* [MATERIAL]:
------------------------------------------------------------

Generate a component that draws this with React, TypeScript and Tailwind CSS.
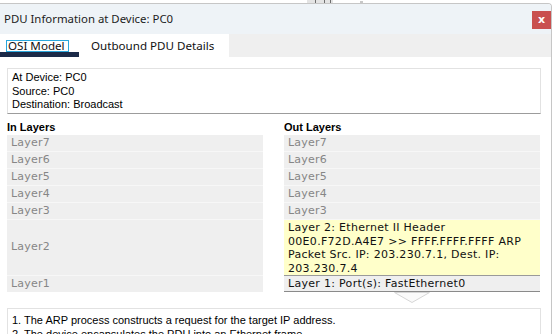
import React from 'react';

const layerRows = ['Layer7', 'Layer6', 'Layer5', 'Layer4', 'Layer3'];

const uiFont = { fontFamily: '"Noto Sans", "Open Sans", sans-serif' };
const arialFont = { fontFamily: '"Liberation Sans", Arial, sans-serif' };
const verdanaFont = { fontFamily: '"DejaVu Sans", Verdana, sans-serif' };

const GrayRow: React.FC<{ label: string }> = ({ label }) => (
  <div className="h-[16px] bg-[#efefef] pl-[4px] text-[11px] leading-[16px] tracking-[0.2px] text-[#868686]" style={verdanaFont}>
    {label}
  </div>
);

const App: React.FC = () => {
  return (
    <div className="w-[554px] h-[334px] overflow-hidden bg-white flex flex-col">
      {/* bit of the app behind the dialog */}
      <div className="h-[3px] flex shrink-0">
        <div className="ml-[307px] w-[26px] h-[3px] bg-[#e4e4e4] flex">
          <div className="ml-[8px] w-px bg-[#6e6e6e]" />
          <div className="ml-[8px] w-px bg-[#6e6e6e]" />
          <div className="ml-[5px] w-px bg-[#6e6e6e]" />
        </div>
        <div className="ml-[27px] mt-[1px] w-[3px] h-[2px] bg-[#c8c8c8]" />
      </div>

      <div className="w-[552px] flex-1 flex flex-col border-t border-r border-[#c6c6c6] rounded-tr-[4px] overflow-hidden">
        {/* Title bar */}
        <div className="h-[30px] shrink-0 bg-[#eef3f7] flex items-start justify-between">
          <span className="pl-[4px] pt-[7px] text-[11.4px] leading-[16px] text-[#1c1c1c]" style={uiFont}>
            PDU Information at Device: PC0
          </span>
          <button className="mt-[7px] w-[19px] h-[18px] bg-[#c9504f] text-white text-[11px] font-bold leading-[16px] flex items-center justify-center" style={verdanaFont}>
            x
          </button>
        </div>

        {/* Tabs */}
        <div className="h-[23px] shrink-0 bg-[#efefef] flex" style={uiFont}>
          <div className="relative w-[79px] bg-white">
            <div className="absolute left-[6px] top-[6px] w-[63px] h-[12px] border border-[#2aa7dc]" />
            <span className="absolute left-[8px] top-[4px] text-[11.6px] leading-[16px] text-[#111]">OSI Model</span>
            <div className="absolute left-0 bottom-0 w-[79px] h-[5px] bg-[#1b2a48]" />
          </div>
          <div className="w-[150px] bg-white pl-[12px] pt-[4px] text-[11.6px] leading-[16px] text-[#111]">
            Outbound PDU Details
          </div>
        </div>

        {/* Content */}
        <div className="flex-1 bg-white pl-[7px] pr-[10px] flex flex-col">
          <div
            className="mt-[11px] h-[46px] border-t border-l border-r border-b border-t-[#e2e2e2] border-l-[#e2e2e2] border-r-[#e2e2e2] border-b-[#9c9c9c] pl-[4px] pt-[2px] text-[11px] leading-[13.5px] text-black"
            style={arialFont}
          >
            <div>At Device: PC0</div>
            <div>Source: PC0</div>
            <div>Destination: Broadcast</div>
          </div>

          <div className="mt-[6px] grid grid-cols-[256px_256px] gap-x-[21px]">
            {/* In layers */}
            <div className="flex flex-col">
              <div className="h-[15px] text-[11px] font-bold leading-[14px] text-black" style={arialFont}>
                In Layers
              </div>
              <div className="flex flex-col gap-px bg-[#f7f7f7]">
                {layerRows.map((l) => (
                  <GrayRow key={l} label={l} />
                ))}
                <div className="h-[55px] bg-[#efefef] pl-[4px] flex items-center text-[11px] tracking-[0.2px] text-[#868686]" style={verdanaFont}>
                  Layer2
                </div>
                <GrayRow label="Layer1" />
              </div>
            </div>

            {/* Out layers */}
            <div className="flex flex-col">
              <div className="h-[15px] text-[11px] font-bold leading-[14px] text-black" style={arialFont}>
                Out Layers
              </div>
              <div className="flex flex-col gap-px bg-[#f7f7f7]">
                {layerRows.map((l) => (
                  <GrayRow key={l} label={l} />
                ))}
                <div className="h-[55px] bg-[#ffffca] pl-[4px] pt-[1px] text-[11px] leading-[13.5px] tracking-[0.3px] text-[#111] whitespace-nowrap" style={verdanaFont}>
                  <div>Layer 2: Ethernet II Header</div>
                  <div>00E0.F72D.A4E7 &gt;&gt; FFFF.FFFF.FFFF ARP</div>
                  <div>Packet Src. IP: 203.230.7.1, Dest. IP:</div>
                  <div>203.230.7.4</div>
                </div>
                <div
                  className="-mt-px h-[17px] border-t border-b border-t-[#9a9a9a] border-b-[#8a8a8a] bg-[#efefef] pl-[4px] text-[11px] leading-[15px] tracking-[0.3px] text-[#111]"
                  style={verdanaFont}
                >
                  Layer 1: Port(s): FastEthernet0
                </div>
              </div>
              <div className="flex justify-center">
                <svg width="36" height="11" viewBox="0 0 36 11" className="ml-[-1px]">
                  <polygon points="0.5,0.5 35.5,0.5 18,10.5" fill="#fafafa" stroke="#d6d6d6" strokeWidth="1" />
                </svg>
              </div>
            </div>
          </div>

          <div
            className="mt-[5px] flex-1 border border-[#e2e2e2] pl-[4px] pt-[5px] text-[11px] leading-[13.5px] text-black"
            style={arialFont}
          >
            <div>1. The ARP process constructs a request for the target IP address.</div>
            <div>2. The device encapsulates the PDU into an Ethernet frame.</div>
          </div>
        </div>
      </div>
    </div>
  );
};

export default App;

------------------------------------------------------------

* [TASK INSTRUCTIONS]:
Transcribe exactly, with no pictures, the lines running from the first line of the material through the line holding "['Layer7', 'Layer6', 'Layer5', 'Layer4', 'Layer3'];".

* [SOLUTION TO THE PROBLEM]:
Generate a component that draws this with React, TypeScript and Tailwind CSS.
import React from 'react';

const layerRows = ['Layer7', 'Layer6', 'Layer5', 'Layer4', 'Layer3'];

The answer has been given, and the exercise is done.